A acidentada viagem de Obama mostrou as mudanças operadas na diplomacia, mais do que nunca em mãos dos líderes internacionais. O presidente admirou primeiro em Amsterdã “A ronda da noite”, o quadro emblemático de Rembrandt. A seguir, pediu reduzir o arsenal mundial de urânio e plutônio para evitar o terrorismo nuclear. Por fim, passou à alerta: A Rússia deve saber que meu país e a UE estão de acordo em apoiar ao Governo e ao povo da Ucrânia”, disse.
Crimeia, perdida talvez para sempre, o objetivo de evitar que a Rússia abra em canal a Ucrânia resultará mais caro para os europeus que para os Estados Unidos. Muito menos dependente do fornecimento russo de energia, Washington busca a fórmula para se auto-abastecer, entre outras coisas, extraindo gás ardósia por meio do polêmico sistema de “fracking”. Para Itália, França e Alemanha, não é tão fácil. Grande parte da energia de uso diário chega da Rússia, e a firmeza de umas possíveis multas que atinjam profundamente o econômico, pode ser malogrado por culpa da má situação financeira europeia.

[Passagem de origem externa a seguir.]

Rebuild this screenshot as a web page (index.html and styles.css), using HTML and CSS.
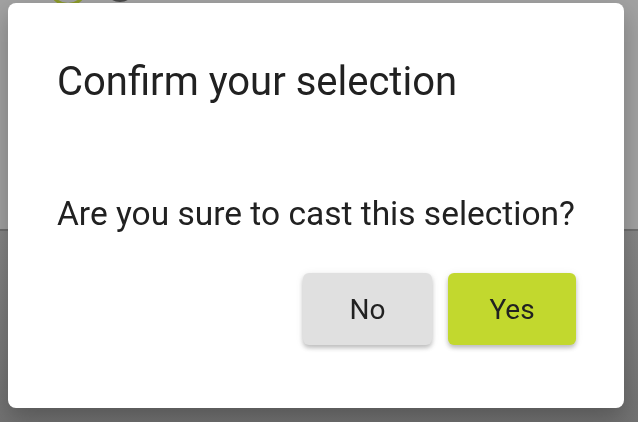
FILE: index.html
```html
<!DOCTYPE html>
<html lang="en">
<head>
  <meta charset="UTF-8">
  <meta name="viewport" content="width=device-width, initial-scale=1.0">
  <title>Confirm your selection</title>
  <link rel="stylesheet" href="styles.css">
</head>
<body>
  <div class="page">
    <div class="page-top">
      <span class="ring ring-green"></span>
      <span class="ring ring-dark"></span>
    </div>
    <div class="page-bottom"></div>
  </div>

  <div class="overlay">
    <div class="dialog">
      <h2 class="dialog-title">Confirm your selection</h2>
      <p class="dialog-text">Are you sure to cast this selection?</p>
      <div class="dialog-actions">
        <button class="btn btn-no">No</button>
        <button class="btn btn-yes">Yes</button>
      </div>
    </div>
  </div>
</body>
</html>
```

FILE: styles.css
```css
/* General */
html, body {
  margin: 0;
  padding: 0;
  height: 100%;
  overflow: hidden;
}

body {
  font-family: Roboto, "Noto Sans", sans-serif;
  color: #212121;
}

/* Page behind the dialog (dimmed) */
.page {
  height: 100%;
  display: flex;
  flex-direction: column;
}

.page-top {
  height: 229px;
  background: #a2a2a2;
  border-bottom: 2px solid #6f6f6f;
  position: relative;
}

.page-bottom {
  flex: 1;
  background: linear-gradient(#858585, #727272);
}

.ring {
  position: absolute;
  border-radius: 50%;
}

.ring-green {
  left: 48px;
  top: -34px;
  width: 34px;
  height: 34px;
  border: 3px solid #8c9b2c;
}

.ring-dark {
  left: 104px;
  top: -30px;
  width: 28px;
  height: 28px;
  border: 2px solid #4a4a4a;
}

/* Dialog */
.overlay {
  position: fixed;
  inset: 0;
  padding: 3px 14px 14px 8px;
}

.dialog {
  width: 616px;
  height: 405px;
  box-sizing: border-box;
  background: #fff;
  border-radius: 8px;
  padding: 55px 48px 0 49px;
  box-shadow: 0 10px 24px rgba(0, 0, 0, 0.25);
}

.dialog-title {
  margin: 0;
  font-size: 40px;
  font-weight: 400;
  line-height: 48px;
}

.dialog-text {
  margin: 88px 0 0 0;
  font-size: 33.5px;
  line-height: 40px;
}

.dialog-actions {
  display: flex;
  justify-content: flex-end;
  gap: 16px;
  margin-top: 39px;
}

/* Buttons */
.btn {
  width: 129px;
  height: 72px;
  border: none;
  border-radius: 6px;
  font-family: Roboto, "Noto Sans", sans-serif;
  font-size: 28px;
  color: #212121;
  box-shadow: 0 3px 4px rgba(0, 0, 0, 0.22), 0 1px 8px rgba(0, 0, 0, 0.08);
  cursor: pointer;
}

.btn-no {
  background: #e0e0e0;
}

.btn-yes {
  width: 128px;
  background: #c2d82e;
}
```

Em plena tensão internacional, o encontro nuclear -que termina nesta terça-feira- favoreceu assim um frenético jogo de encontros bilaterais. Antes de se reunir com o G7, Obama falou com o presidente chinês, Xi Jinping. Aproximar posturas com Pequim, que costuma se alinhar com Moscou, é essencial para Washington. Daí as reveladoras declarações do mandatário norte-americano ao despedir-se de Xi: “Acho que podemos trabalhar juntos no terreno do direito internacional e o respeito da soberania nacional”, disse. Algo enigmático, Xi Jinping afirmou que via “mais espaço para a cooperação entre ambos os países”. Pouco antes, David Cameron, primeiro-ministro britânico, advertia Putin de que “o Governo russo deve mudar de rumo”. Por sua vez, Angela Merkel, chanceler alemã, reforçou que o “G8 já não existe nestes momentos”.
Sergei Lavrov aproveitou também para dialogar com o seu par ucraniano, Andriy Deshchitsia. Era a primeira vez que o faziam desde a anexação da Crimeia à Federação Russa, e Deshchitsia chegou com duas petições claras: a retirada do Exército russo e a busca de uma solução pacífica para o conflito. A Assembleia Geral da ONU debaterá na próxima quinta-feira uma resolução apresentada pela Ucrânia denunciando a legitimidade do referendo do último 16 de março.
Putin conseguiu a expulsão de um fórum que agora prefere ignorar por ter quebrado o princípio da soberania nacional. O mesmo que sustenta as relações internacionais desde o século XVII. Também, por reviver o trágico fantasma da reunificação étnica na Europa. Ter feito isso com a Ucrânia, uma das antigas repúblicas da União Soviética, prejudica ainda mais a situação. Moscou prometeu respeitar a integridade territorial de sua vizinha, em troca de que lhe entregasse as armas nucleares ali armazenadas durante a Guerra Fria. Na segunda-feira, no entanto, as tropas ucranianas recebiam a ordem de se retirar da Crimeia em uma cena similar à de uma outra era política.